Beatriz Kohen, da Associação de Direitos Civis, afirma que a vitória de Cristina é importante para as mulheres por seu valor simbólico, mas faz uma ressalva parecida.
"Não devemos esquecer que foi uma mulher escolhida candidata por seu marido. Isso não impede que ela faça diferença para as mulheres, mas, para as argentinas, sua eleição não tem a mesma importância do que se tivesse sido eleita Elisa Carrió, que tem uma trajetória política independente."

Exploração
O diretor do Centro de Opinião Pública da Universidade de Belgrano, Orlando D'Adamo, aponta que supostos tropeços de Cristina podem ser explorados por setores reticentes às mulheres no poder. "Se Cristina fizer um mau governo, aqueles que promovem as desigualdades se aproveitariam desse fato para estender as críticas a outras mulheres. Ainda mais porque a experiência anterior de uma mulher no governo argentino foi muito ruim."

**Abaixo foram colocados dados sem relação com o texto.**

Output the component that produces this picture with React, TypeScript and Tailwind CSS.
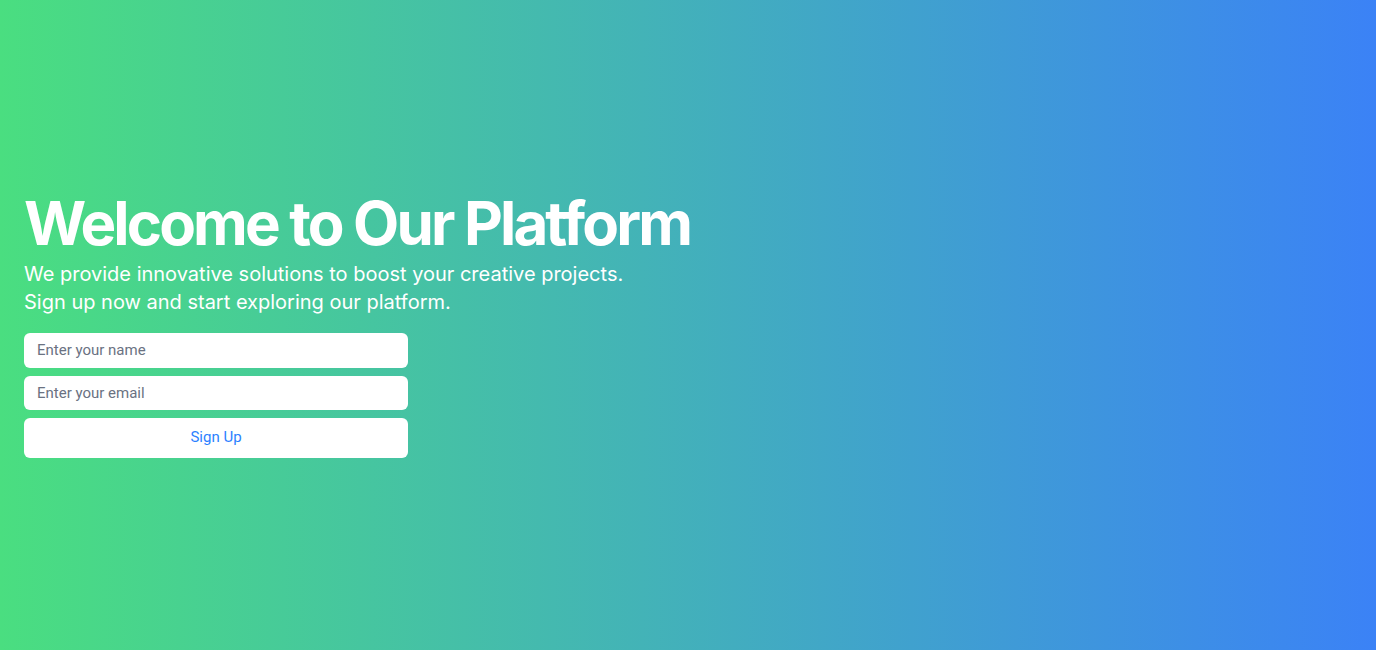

Ele ressalva, porém, que o que pesará na hora da avaliação popular do governo Cristina não é o gênero da presidente, mas como ela cuidará da economia. "O que incide na avaliação de um governante é como ele conduz a situação econômica. Se a economia for bem, ninguém vai se questionar se o presidente é homem ou mulher."
Beatriz Sarlo contesta a tese de que o desempenho de Cristina possa afetar o julgamento de outras mulheres. Ela cita o caso da ex-ministra de Carlos Menem María Julia Alsogaray, condenada por corrupção. "A primeira ministra mulher é a única na Argentina que foi julgada por corrupção. Isso não impediu que outras mulheres chegassem a ministras", diz.
Kohen discorda: "Se Cristina não for bem no governo, os efeitos serão negativos para as mulheres. Vivemos em uma sociedade que segue sendo patriarcal. A autoridade não se associa às mulheres da mesma maneira que aos homens, é quase um paradoxo uma mulher com autoridade."